Exercise. Outside of eating right, the best way to reduce your weight is getting off the couch and doing something, anything, to stimulate your heart muscle.
“The more you exercise, the better you’ll do,” says Stein. “Find ways to burn energy. Even walking for half an hour three times a week can have a positive effect on your heart’s health.”
Three up, three down. Your heart will thank you for it.
An Easy Way to Assess Your Heart-Disease Risk
Think assessing your heart-disease risk is too challenging to contemplate? Wait a second. It turns out there’s an easy-to-use tool that can help you—and you can find it online at heartdecision.org.
It’s the brainchild of Jon Keevil, MD, FACC, an associate professor of medicine at UW School of Medicine and Public Health. He first developed it as a medical resident in the mid-1990s.
Using algorithms based on the famous Framingham Heart Study, heartdecision.org uses basic info about a patient’s blood pressure and cholesterol levels, as well as a few facts about family history to calculate how likely an individual is to suffer a heart attack over the next ten years. Patients can work with their physician to obtain the information to plug into the tool.
“There is a large chunk of the population that is unrecognized as being at high risk for heart disease,” says Keevil. “Patients may slip by a clinician’s attention when they only have slightly elevated risk factors, but have many of them. Piling all these pieces together surprises some people.”
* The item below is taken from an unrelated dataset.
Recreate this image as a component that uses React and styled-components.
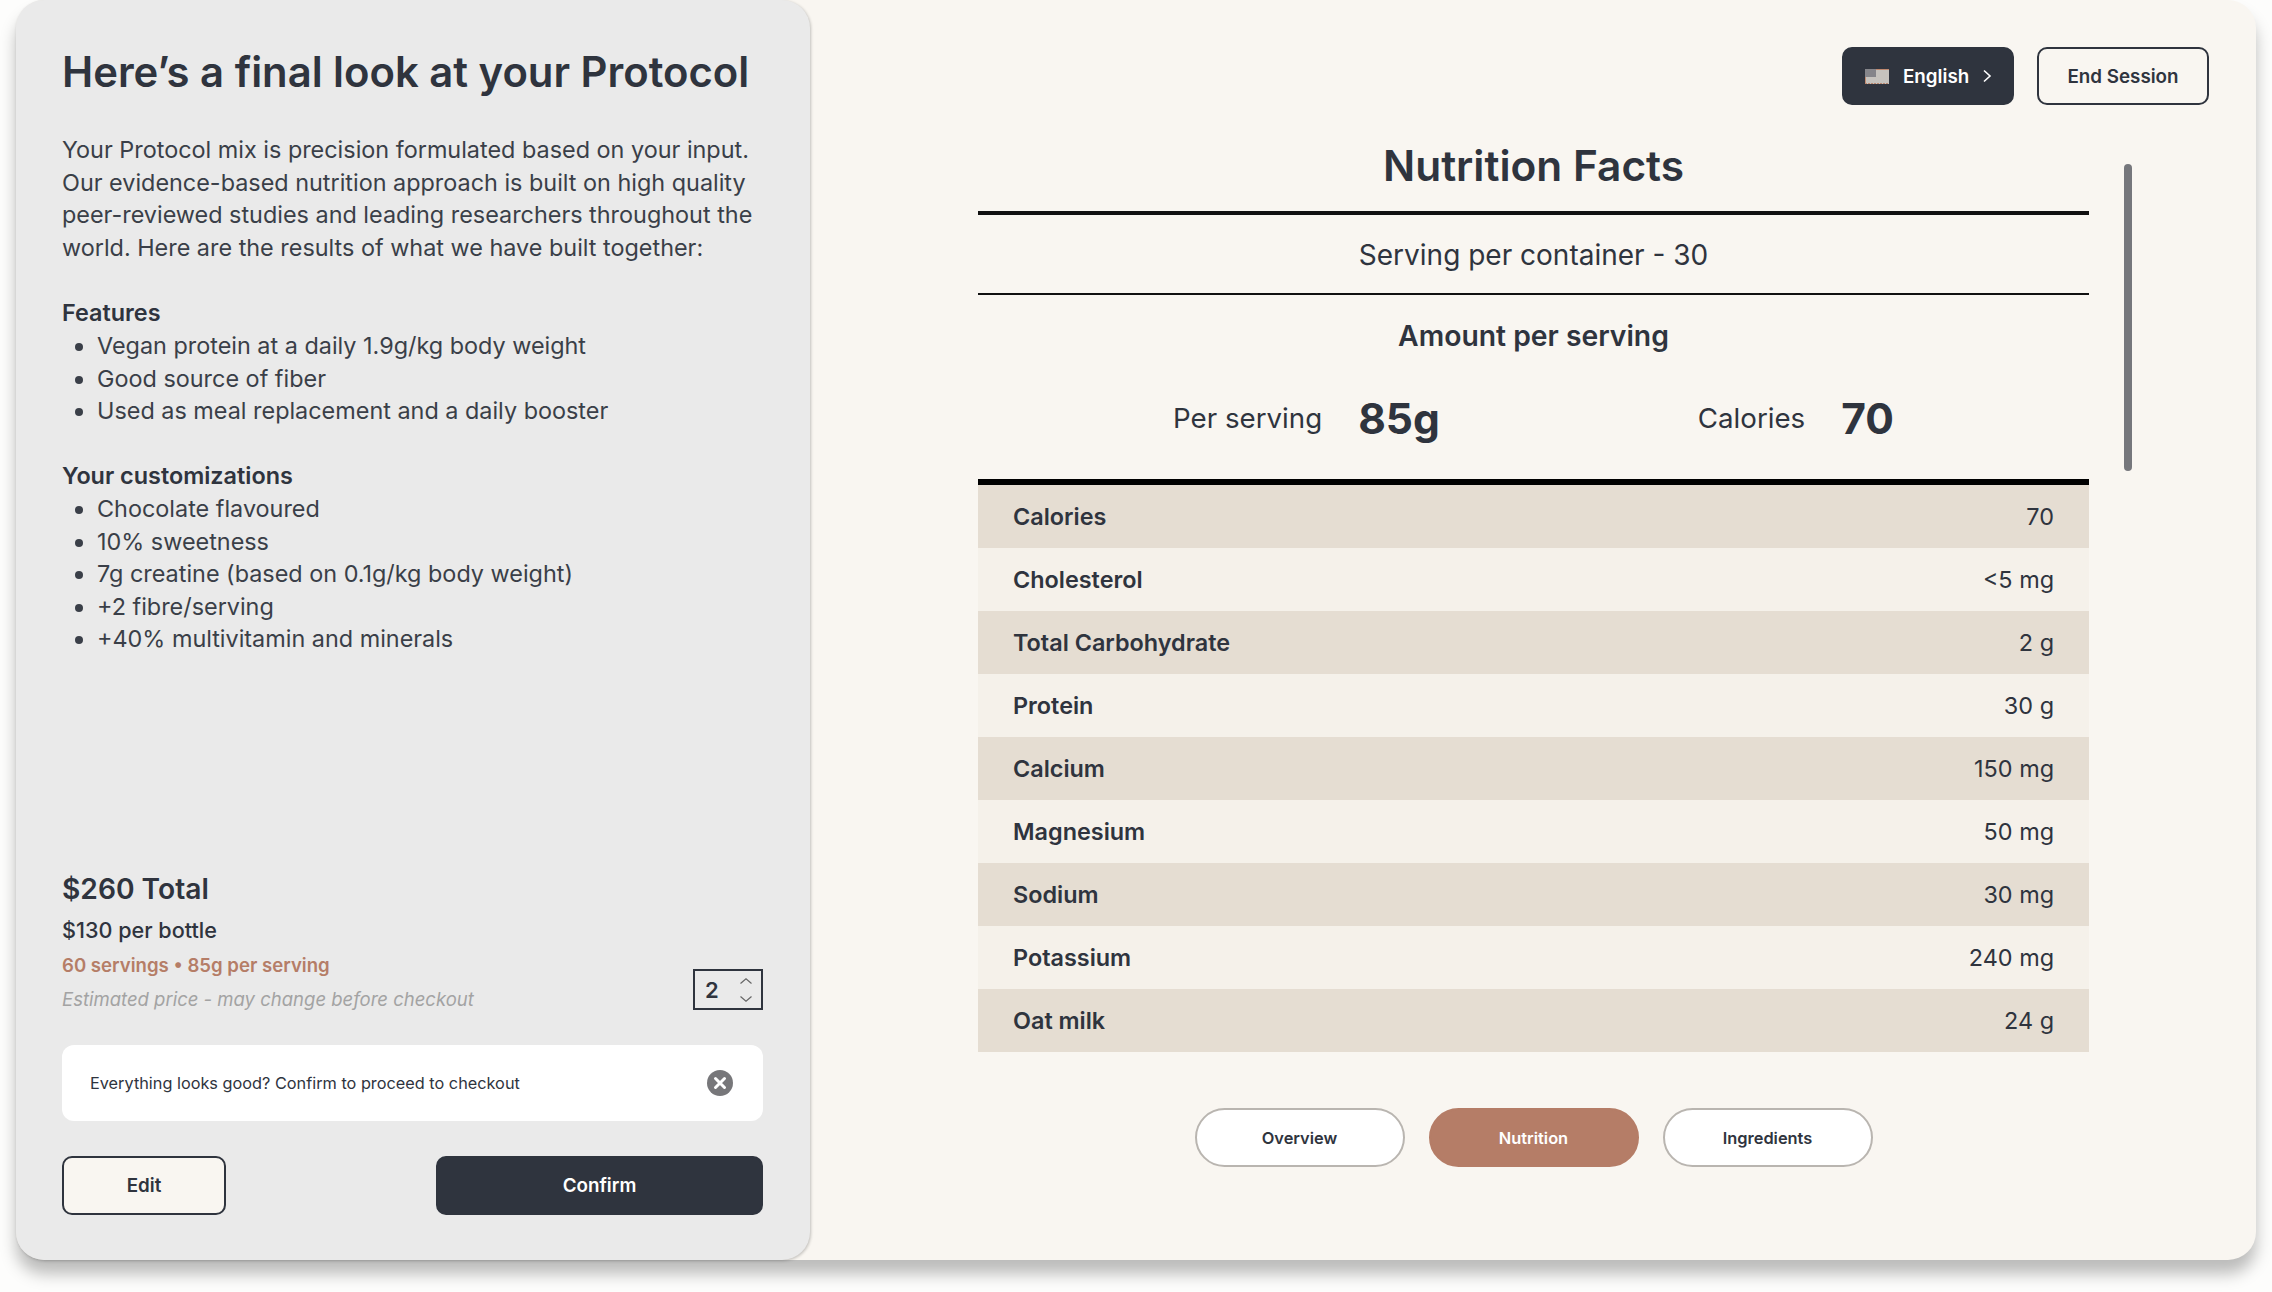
import React from 'react'
import styled, {createGlobalStyle} from 'styled-components'

const ink = '#2f343e'
const accent = '#b57d67'

const GlobalStyle = createGlobalStyle`
	html, body {
		margin: 0;
		padding: 0;
		background: #fdfdfc;
	}
	* {
		box-sizing: border-box;
	}
	body {
		font-family: Inter, "Noto Sans", sans-serif;
		color: ${ink};
	}
`

const Page = styled.div`
	width: 2272px;
	height: 1292px;
	padding: 0 16px 32px;
	overflow: hidden;
`

const Frame = styled.div`
	display: flex;
	height: 100%;
	background: #f9f6f1;
	border-radius: 28px;
	box-shadow: 0 14px 16px rgba(0, 0, 0, 0.26);
`

const Sidebar = styled.aside`
	display: flex;
	flex-direction: column;
	justify-content: space-between;
	width: 794px;
	flex-shrink: 0;
	padding: 43px 47px 45px 46px;
	background: #eaeaea;
	border-radius: 28px;
	box-shadow: 1px 1px 3px rgba(0, 0, 0, 0.22);
`

const Title = styled.h1`
	margin: 0 0 33px;
	font-size: 41.8px;
	line-height: 58px;
	font-weight: 600;
	white-space: nowrap;
`

const Copy = styled.p`
	margin: 0 0 33px;
	font-size: 23.4px;
	line-height: 32.6px;
	white-space: nowrap;
	color: #3a3f48;
`

const Label = styled.div`
	font-size: 23.4px;
	line-height: 32.6px;
	font-weight: 600;
`

const List = styled.ul`
	margin: 0 0 32.6px;
	padding-left: 35px;
	font-size: 23.4px;
	line-height: 32.6px;
	color: #3a3f48;
`

const BuyRow = styled.div`
	display: flex;
	justify-content: space-between;
	align-items: flex-end;
`

const Total = styled.div`
	font-size: 28.2px;
	line-height: 40px;
	font-weight: 600;
`

const PerBottle = styled.div`
	margin-top: 5px;
	font-size: 21.6px;
	line-height: 32px;
	font-weight: 500;
`

const Servings = styled.div`
	margin-top: 3px;
	font-size: 18.6px;
	line-height: 32px;
	font-weight: 600;
	color: ${accent};
`

const Estimate = styled.div`
	margin-top: 2px;
	font-size: 18.5px;
	line-height: 32px;
	font-style: italic;
	color: #a3a3a3;
`

const Stepper = styled.div`
	display: flex;
	align-items: center;
	justify-content: space-between;
	width: 70px;
	height: 41px;
	margin-bottom: 5px;
	padding: 0 9px 0 10px;
	border: 2px solid ${ink};
	font-size: 22px;
	font-weight: 600;
`

const StepperArrows = styled.div`
	display: flex;
	flex-direction: column;
	gap: 12px;
`

const Notice = styled.div`
	display: flex;
	align-items: center;
	justify-content: space-between;
	height: 76px;
	margin-top: 30px;
	padding: 0 30px 0 28px;
	background: #fff;
	border-radius: 12px;
	font-size: 16.3px;
`

const Actions = styled.div`
	display: flex;
	justify-content: space-between;
	margin-top: 35px;
`

const SolidButton = styled.button`
	width: ${p => p.$width}px;
	height: 59px;
	background: ${ink};
	border: 2px solid ${ink};
	border-radius: 10px;
	color: #fff;
	font: 600 18.8px Inter, sans-serif;
`

const OutlineButton = styled(SolidButton)`
	background: ${p => p.$fill};
	color: ${ink};
`

const Main = styled.main`
	flex: 1;
	display: flex;
	flex-direction: column;
	padding: 47px 47px 0 168px;
`

const TopBar = styled.div`
	display: flex;
	justify-content: flex-end;
	gap: 23px;
`

const LanguageButton = styled(SolidButton)`
	display: flex;
	align-items: center;
	height: 58px;
	padding: 0 0 0 21px;
`

const LanguageName = styled.span`
	margin: 0 13px 0 14px;
`

const SessionButton = styled(OutlineButton)`
	height: 58px;
`

const Content = styled.div`
	display: flex;
	gap: 35px;
`

const Facts = styled.div`
	width: 1111px;
	flex-shrink: 0;
`

const Scrollbar = styled.div`
	width: 8px;
	height: 307px;
	margin-top: 59px;
	background: #76777c;
	border-radius: 4px;
`

const FactsTitle = styled.h2`
	margin: 37px 0 0;
	padding: 0 0 21px;
	border-bottom: 4px solid #111;
	font-size: 42.4px;
	line-height: 48px;
	font-weight: 600;
	text-align: center;
`

const ServingLine = styled.div`
	height: 80px;
	border-bottom: 2px solid #111;
	font-size: 28px;
	line-height: 80px;
	text-align: center;
`

const AmountTitle = styled.div`
	margin-top: 21px;
	font-size: 28.3px;
	line-height: 40px;
	font-weight: 600;
	text-align: center;
`

const Amounts = styled.div`
	display: flex;
	justify-content: center;
	align-items: center;
	gap: 258px;
	height: 129px;
	padding-top: 1px;
	border-bottom: 6px solid #000;
`

const Amount = styled.div`
	display: flex;
	align-items: center;
	gap: 36px;
	font-size: 27.7px;
`

const AmountValue = styled.strong`
	font-size: 42.5px;
	font-weight: 700;
`

const Row = styled.div`
	display: flex;
	align-items: center;
	justify-content: space-between;
	height: 63px;
	padding: 0 35px;
	background: ${p => (p.$odd ? '#e5ddd2' : '#f5f1ea')};
	font-size: 23.4px;
`

const RowName = styled.span`
	font-weight: 600;
`

const Tabs = styled.div`
	display: flex;
	justify-content: center;
	gap: 24px;
	margin-top: 56px;
`

const Tab = styled.button`
	width: 210px;
	height: 59px;
	background: ${p => (p.$active ? accent : '#fff')};
	border: 2px solid ${p => (p.$active ? accent : '#b9b5b0')};
	border-radius: 30px;
	color: ${p => (p.$active ? '#fff' : ink)};
	font: 600 16.4px Inter, sans-serif;
`

const Chevron = ({up}) => (
	<svg width="12" height="6" viewBox="0 0 12 6" fill="none" stroke="#666" strokeWidth="1.2">
		<path d={up ? 'M.5 5.5L6 .8l5.5 4.7' : 'M.5.5L6 5.2 11.5.5'}/>
	</svg>
)

const CloseIcon = () => (
	<svg width="26" height="26" viewBox="0 0 26 26">
		<circle cx="13" cy="13" r="13" fill="#77777a"/>
		<path d="M8.5 8.5l9 9M17.5 8.5l-9 9" stroke="#fff" strokeWidth="3" strokeLinecap="round"/>
	</svg>
)

const Flag = () => (
	<svg width="24" height="15" viewBox="0 0 24 15">
		<rect width="24" height="15" fill="#c6c3be"/>
		<path d="M0 .5h24M.5 8v7" stroke="#c08a70" strokeWidth="1"/>
		<path d="M0 14.5h24" stroke="#b9876f" strokeWidth="1" strokeDasharray="2 1"/>
		<rect width="11" height="8" fill="#85858a"/>
	</svg>
)

const ArrowRight = () => (
	<svg width="10" height="14" viewBox="0 0 10 14" fill="none" stroke="#fff" strokeWidth="1.6">
		<path d="M2 1.5L8 7l-6 5.5"/>
	</svg>
)

const nutrition = [
	['Calories', '70'],
	['Cholesterol', '<5 mg'],
	['Total Carbohydrate', '2 g'],
	['Protein', '30 g'],
	['Calcium', '150 mg'],
	['Magnesium', '50 mg'],
	['Sodium', '30 mg'],
	['Potassium', '240 mg'],
	['Oat milk', '24 g'],
]

const App = () => (
	<Page>
		<GlobalStyle/>
		<Frame>
			<Sidebar>
				<div>
					<Title>Here’s a final look at your Protocol</Title>
					<Copy>
						Your Protocol mix is precision formulated based on your input.<br/>
						Our evidence-based nutrition approach is built on high quality<br/>
						peer-reviewed studies and leading researchers throughout the<br/>
						world. Here are the results of what we have built together:
					</Copy>
					<Label>Features</Label>
					<List>
						<li>Vegan protein at a daily 1.9g/kg body weight</li>
						<li>Good source of fiber</li>
						<li>Used as meal replacement and a daily booster</li>
					</List>
					<Label>Your customizations</Label>
					<List>
						<li>Chocolate flavoured</li>
						<li>10% sweetness</li>
						<li>7g creatine (based on 0.1g/kg body weight)</li>
						<li>+2 fibre/serving</li>
						<li>+40% multivitamin and minerals</li>
					</List>
				</div>
				<div>
					<BuyRow>
						<div>
							<Total>$260 Total</Total>
							<PerBottle>$130 per bottle</PerBottle>
							<Servings>60 servings • 85g per serving</Servings>
							<Estimate>Estimated price - may change before checkout</Estimate>
						</div>
						<Stepper>
							2
							<StepperArrows>
								<Chevron up/>
								<Chevron/>
							</StepperArrows>
						</Stepper>
					</BuyRow>
					<Notice>
						Everything looks good? Confirm to proceed to checkout
						<CloseIcon/>
					</Notice>
					<Actions>
						<OutlineButton $width={164} $fill="#f9f6f1">Edit</OutlineButton>
						<SolidButton $width={327}>Confirm</SolidButton>
					</Actions>
				</div>
			</Sidebar>
			<Main>
				<TopBar>
					<LanguageButton $width={172}>
						<Flag/>
						<LanguageName>English</LanguageName>
						<ArrowRight/>
					</LanguageButton>
					<SessionButton $width={172} $fill="transparent">End Session</SessionButton>
				</TopBar>
				<Content>
					<Facts>
						<FactsTitle>Nutrition Facts</FactsTitle>
						<ServingLine>Serving per container - 30</ServingLine>
						<AmountTitle>Amount per serving</AmountTitle>
						<Amounts>
							<Amount>Per serving <AmountValue>85g</AmountValue></Amount>
							<Amount>Calories <AmountValue>70</AmountValue></Amount>
						</Amounts>
						{nutrition.map(([name, value], i) => (
							<Row key={name} $odd={i % 2 === 0}>
								<RowName>{name}</RowName>
								<span>{value}</span>
							</Row>
						))}
						<Tabs>
							<Tab>Overview</Tab>
							<Tab $active>Nutrition</Tab>
							<Tab>Ingredients</Tab>
						</Tabs>
					</Facts>
					<Scrollbar/>
				</Content>
			</Main>
		</Frame>
	</Page>
)

export default App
Keevil estimates his site has had 50,000 hits in the past four years, from people across the globe. Recently, traffic has picked up as physicians and patients begin to pay more attention to preventing heart disease.
“The bottom line is that people need to know their blood pressure and cholesterol levels, says Keevil. “And if any of these raise a flag, we need to look at their absolute risk to make best treatment recommendations.”